Since 1997 researchers from the USGS Conte Fish Research Laboratory have been closely studying Brook Trout from four tributaries of the Mill River that flow into the Connecticut River. One of these tributaries, Ground Brook, flows through the Obear property into West Brook which empties into the Mill River.

Data indicates substantial movement between three of the four tributaries which are a critical spawning habitat for Brook Trout. But a five-foot waterfall separates Ground Brook where it flows into West Brook. As a result, the fish in Ground Brook have had very little exchange with those in West Brook. And the exchange is one way. Fish from Ground Brook sometimes emigrate to West Brook over the waterfall, however, the reverse is, of course, impossible.

As a result, the isolated Brook Trout have been separated from the rest of the watershed for approximately 900 years. The combination of a small population, isolation and a unique environment in Ground Brook sets the stage for genetic divergence from the rest of the West Brook. Some of the divergence can come from small population size alone (random loss of variation called genetic drift) and some can come from natural selection. With small populations, some gene variants (known as alleles) randomly disappear completely and thereby reduce genetic variation

These trout are behaving in ways distinct from their distant relatives in West Brook. Researchers have found evidence of higher early juvenile survival and strong selection against larger body size, meaning that the trout in Ground Brook mature younger, grow slower, and have a shorter life span than the open system trout in West Brook. The difference between the two populations suggests that the isolated fish may be evolving to suit conditions in their small, one-way stream.

Isolated populations like these have a higher risk for extinction because they have a diminished genetic reservoir to respond to new conditions. Having closely adapted to their current environment they may not have the variation necessary to adapt to new ones.

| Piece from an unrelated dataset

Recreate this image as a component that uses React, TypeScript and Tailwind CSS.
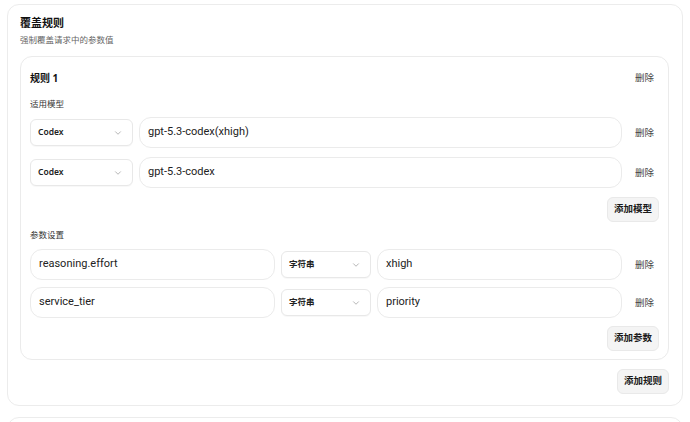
import React from "react";
import { ChevronDown } from "lucide-react";

const font = { fontFamily: '"Noto Sans", "Noto Sans CJK SC", sans-serif' };
const inputFont = { fontFamily: 'Roboto, "Noto Sans CJK SC", sans-serif' };

function Select({ value, w }: { value: string; w: string }) {
  return (
    <div
      className={`${w} h-[27px] shrink-0 border border-[#e8e8e8] rounded-[6px] bg-white flex items-center justify-between pl-[7px] pr-[9px] shadow-[0_1px_1px_rgba(0,0,0,0.03)]`}
    >
      <span className="text-[8.5px] font-semibold text-[#222]">{value}</span>
      <ChevronDown size={10} strokeWidth={1.5} className="text-[#8a8a8a]" />
    </div>
  );
}

function Input({ value, w }: { value: string; w: string }) {
  return (
    <div
      className={`${w} h-[31px] border border-[#ebebeb] rounded-[12px] bg-white flex items-center pl-[8px] text-[11px] text-[#222]`}
      style={inputFont}
    >
      {value}
    </div>
  );
}

function Del() {
  return (
    <button className="ml-[2px] px-[5px] text-[9.5px] text-[#444] leading-[14px] shrink-0">
      删除
    </button>
  );
}

function Btn({ children }: { children: React.ReactNode }) {
  return (
    <button className="self-end h-[25px] px-[6px] rounded-[6px] border border-[#e9e9e9] bg-[#f4f4f4] text-[9.5px] font-bold text-[#1a1a1a]">
      {children}
    </button>
  );
}

export default function App() {
  return (
    <div className="min-h-screen bg-white px-[7px] pt-[4px] flex flex-col gap-[11px]" style={font}>
      <div className="border border-[#ececec] rounded-[12px] pl-[12px] pr-[13px] pt-[9px] pb-[11px] flex flex-col">
        <div className="text-[11px] font-bold leading-[18px] text-[#111]">覆盖规则</div>
        <div className="text-[8.5px] leading-[16px] text-[#666]">强制覆盖请求中的参数值</div>

        <div className="mt-[8px] border border-[#ebebeb] rounded-[12px] px-[9px] pt-[11px] pb-[8px] flex flex-col">
          <div className="flex items-center justify-between h-[20px]">
            <span className="text-[10px] font-bold text-[#111]">规则 1</span>
            <Del />
          </div>
          <div className="mt-[9px] text-[8.5px] leading-[14px] text-[#333]">适用模型</div>
          <div className="mt-[6px] flex flex-col gap-[9px]">
            {["gpt-5.3-codex(xhigh)", "gpt-5.3-codex"].map((m) => (
              <div key={m} className="flex items-center gap-[6px]">
                <Select value="Codex" w="w-[103px]" />
                <Input value={m} w="flex-1" />
                <Del />
              </div>
            ))}
          </div>
          <div className="mt-[9px] flex flex-col">
            <Btn>添加模型</Btn>
          </div>
          <div className="mt-[6px] text-[8.5px] leading-[14px] text-[#333]">参数设置</div>
          <div className="mt-[7px] flex flex-col gap-[7px]">
            {[
              ["reasoning.effort", "xhigh"],
              ["service_tier", "priority"],
            ].map(([k, v]) => (
              <div key={k} className="flex items-center gap-[6px]">
                <Input value={k} w="w-[245px] shrink-0" />
                <Select value="字符串" w="w-[90px]" />
                <Input value={v} w="flex-1" />
                <Del />
              </div>
            ))}
          </div>
          <div className="mt-[8px] flex flex-col">
            <Btn>添加参数</Btn>
          </div>
        </div>
        <div className="mt-[9px] flex flex-col">
          <Btn>添加规则</Btn>
        </div>
      </div>
      <div className="border border-[#ececec] rounded-[12px] h-[60px]" />
    </div>
  );
}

Any major change in their environment could wipe them out.

Thanks to Franklin Land Trust’s conservation of the Obear’s land, this sensitive goldmine of genetic specificity will be protected forever from human development.

The survival of these trout may be even more crucial than we currently realize. When organisms from two distinct genetically isolated populations are introduced to one another’s habitats, it can result in significant increases in population genetic diversity, a practice known as trans-location. As more of the world’s freshwater streams and rivers are cut off from one another by human development and trout become increasingly isolated, the fish in Ground Brook may turn out to be a key resource for the genetic rescue of other isolated populations.

Natural Heritage and Endangered Species Biomap2 shows that the Obear’s parcel provides Core Habitat For Species of Conservation Concern. In addition to practicing agriculture, Bill and Jane manage the fields and forests for wildlife habitat and timber.

“This place is a stroke of luck” says Bill Obear “the way the glaciers have carved small fertile plains with steep sides that encourage rich habitat for farmland, quality hardwoods, numerous feathered and furred animals, as well as Brook Trout surviving hundreds of years in an isolated cold-water stream. However, my wife Jane and I don’t think that luck helped us preserve 41 acres of our land in perpetuity. The leadership and assistance that The Franklin Land Trust provided over three years of discussions, meetings, application preparations and follow-through, led to our successful Conservation Restriction completed at the end of 2021. This is down to the successful application of lots of hard work by a remarkable conservation organization.”